The application asked for funds to design and rebuild the city-owned plaza with the downtown gazebo to “re-create a welcoming gathering place in the city center.” Rainey said there can be even more activity there than already takes place.
“We host our block parties and festivals and everything you can think of during the spring, summer and fall months in that downtown. The gazebo is certainly going to get a facelift with this DRI,” he said.
Another possible project listed in the application dealt with the Boys & Girls Club of Northern Westchester. The city, along with the Peekskill Housing Authority, was working with someone described only as a “committed philanthropist” to bring a branch of the club to downtown Peekskill.

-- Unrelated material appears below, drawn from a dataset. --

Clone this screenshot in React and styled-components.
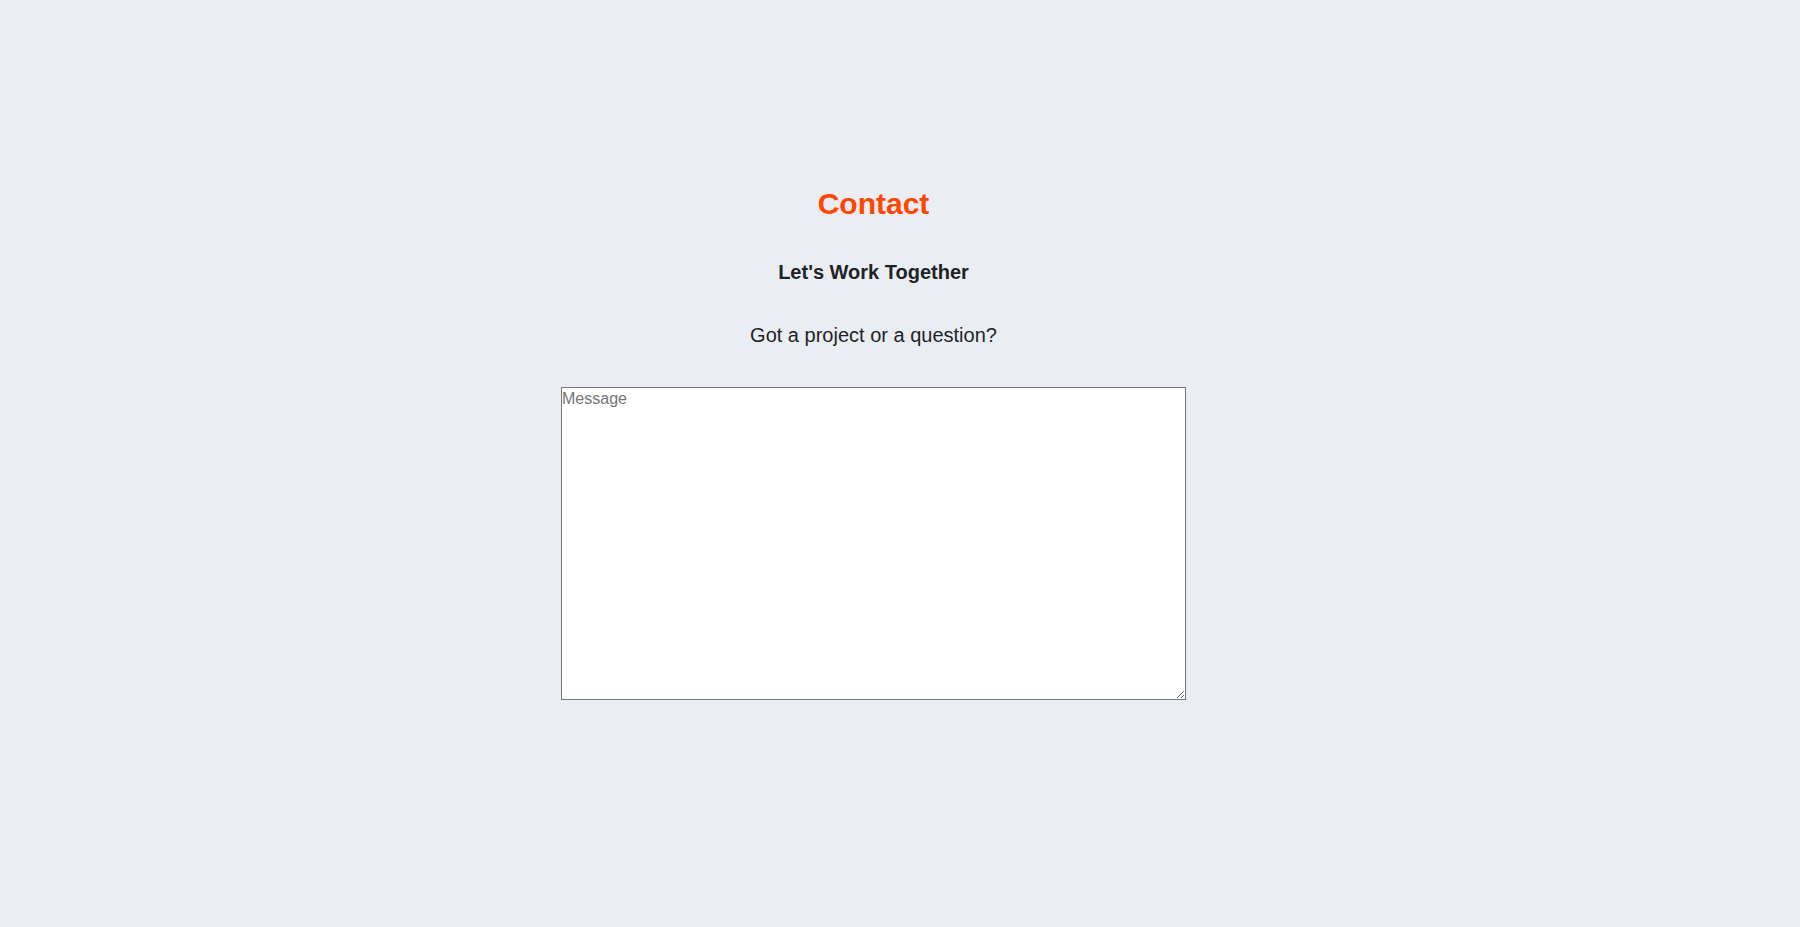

It would involve renovating and expanding the Kiley Youth Center at 709 Main St.
“We have many developers who have invested in this city in the course of the last four or eight years and that has helped get us into the shape we’re in right now,” Rainey said. “Peekskill had so much to offer with the arts, entertainment and restaurants. Developers and business owners and families realize that. They understand that.”
Rainey said his vision is to continue turning Peekskill into a 21st century city through technology, programs designed for youth and catering to businesses.
“We want the economic development so the millennials, the seniors, everyone has a place to call home. Right now, I believe we’re going in that direction,” he said. “We got the $10 million grant for downtown. We got a $2.4 million increase in our education funding. We just got $50,000 for our youth bureau, $1.5 million for our youth center. The city is going to thrive.
“Before we had this grant, the city of Peekskill was attracting people. With this help, it’s almost a guarantee that it will attract more.”